I put a small semi-abstract sketch of Victoria Glacier from Mt. Fairview in my 9 September 2020 blogpost using for reference a picture our daughter had taken of her daughter in July of that year.  After I finished the painting above, re-using that picture as one of my references, it occurred to me I should have tried including our granddaughter….  It was too late to paint her so I Photoshopped her in.  I’m not sure what she was pointing at in the original photo, but the way she was placed in my painting has her pointing at the Plain of Six Glaciers, a small green plateau which can be seen just below the right hand end of Victoria Glacier.

Sunday, August 3, 2025

We’ve lived here longer than anywhere

Victoria
watercolour and crayon
©2009 Charlene Brown

We picked Victoria for retirement in 2000, of all the places in Alberta and British Columbia that we had been considering. 

Actually I think I was the only one considering Alberta, and I sometimes wonder if my husband decided on Victoria when he first came here to attend Royal Roads Military College in 1958.

Sunday, July 27, 2025

Life in the city we’d never heard of in 1990


Dubai
watercolour and marker
©1995 Charlene Brown

When my husband started working for Emirates Airline, the company had two Airbus 300 aircraft and one of his first jobs was to fly a third one down from the factory in Europe. The skyline of the city itself was dominated by its mosques, all facing directly west to Mecca.

Emirates now has hundreds of Airbus and Boeing planes, and the coastline shown in this painting is packed with shopping malls and skyscrapers including Burj Khalifa, the world’s tallest building. I’m pretty sure that everyone has heard of Dubai by now!

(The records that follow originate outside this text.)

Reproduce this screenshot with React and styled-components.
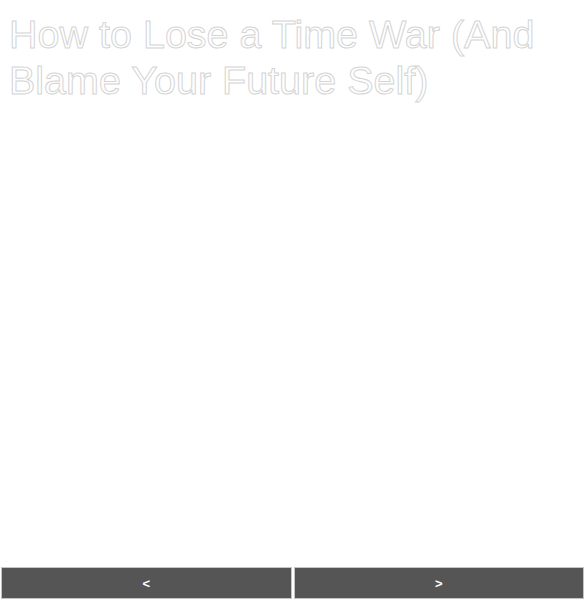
import React from 'react';
import styled, { createGlobalStyle } from 'styled-components';

const Global = createGlobalStyle`
  html, body {
    margin: 0;
    padding: 0;
    height: 100%;
    background: #fff;
  }
  #root {
    height: 100%;
  }
`;

const Page = styled.main`
  height: 100vh;
  display: flex;
  flex-direction: column;
  font-family: "Liberation Sans", Arial, sans-serif;
`;

const Title = styled.h1`
  flex: 1;
  margin: 0;
  padding: 11px 9px 0;
  font-size: 39.5px;
  font-weight: normal;
  line-height: 46px;
  color: #fff;
  -webkit-text-stroke: 1px #d4d4d4;
`;

const Nav = styled.nav`
  display: flex;
  gap: 2px;
  padding: 0 1px 1px 1px;
`;

const NavButton = styled.button`
  flex: 1;
  height: 32px;
  background: #555;
  color: #fff;
  border: 1px solid #c4c4c4;
  font-family: "Liberation Sans", Arial, sans-serif;
  font-size: 13px;
  font-weight: bold;
  cursor: pointer;
`;

export default function App() {
  return (
    <>
      <Global />
      <Page>
        <Title>How to Lose a Time War (And Blame Your Future Self)</Title>
        <Nav>
          <NavButton>{'<'}</NavButton>
          <NavButton>{'>'}</NavButton>
        </Nav>
      </Page>
    </>
  );
}
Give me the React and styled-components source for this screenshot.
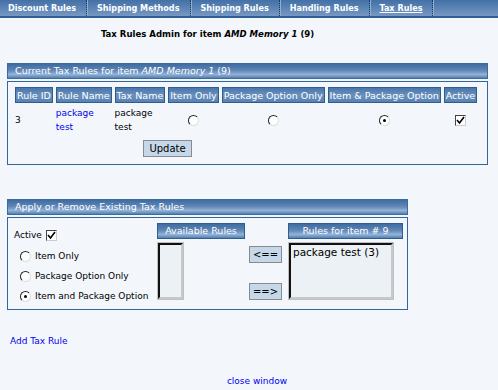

After a shaky start (the Gulf War just about emptied the place a few months after we got there) an astonishing amount of Dubai’s expansion took place during our ten years there.


 

Sunday, July 20, 2025

The many moves of the Seventies and Eighties…


 Toronto, as seen from Mississauga
watercolour and crayon
©2017 Charlene Brown

After being transferred from Colorado back to Canada, we lived in Ottawa again, this time for eight years, then two years in Vancouver before Ottawa again, this time for only three years.  Then we left our government jobs and my husband went to work for Wardair in Toronto.  We lived several miles south of the airport near Lake Ontario, in Missisauga.

We probably would have stayed there until my husband retired, but the airline was bought by CP Air, and the former Wardair pilots sensed that their future prospects were less than excellent.  Many began looking elsewhere, and twelve of them including my husband, were scooped up by a brand new, rapidly expanding airline many of us had never heard of.  In 1990 we moved abruptly to a city we also hadn’t heard of and had only recently located on a map of the Middle East. I’ll tell you about it next week.

Sunday, July 13, 2025

My first logical move


 Ottawa
watercolour, ink and marker
©2017 Charlene Brown 

In the summer of 1968, the Canadian government launched a cross-country recruitment drive for computer programmers.  Fortunately for me, one of the departments requiring more programmers was Fisheries and Forestry.  

Within two months, we’d moved to Ottawa, found an apartment and a babysitter, and I’d settled into my new job (the first one ever for which I was completely qualified). Within a year, I’d had a promotion and a retroactive raise and actually bought some furniture! And I’d met an RCAF pilot of whom I was quite fond.  

But this happy situation looked to be falling apart a few months later when he was transferred to Colorado Springs…  Fortunately, undeterred by the fact my daughter and I were kind of a ‘package deal’ he returned to Ottawa briefly at Christmas time in 1970, married me and our next move was to join him in Colorado.  

There’s a painting of Colorado in my May 11 blog post, and in the next post I talked about how this painting launched this series about places I used to live.

“We lived in Colorado Springs for a couple of years (in fact our younger daughter was born there) and the painting gave me an idea for a series of blog posts.”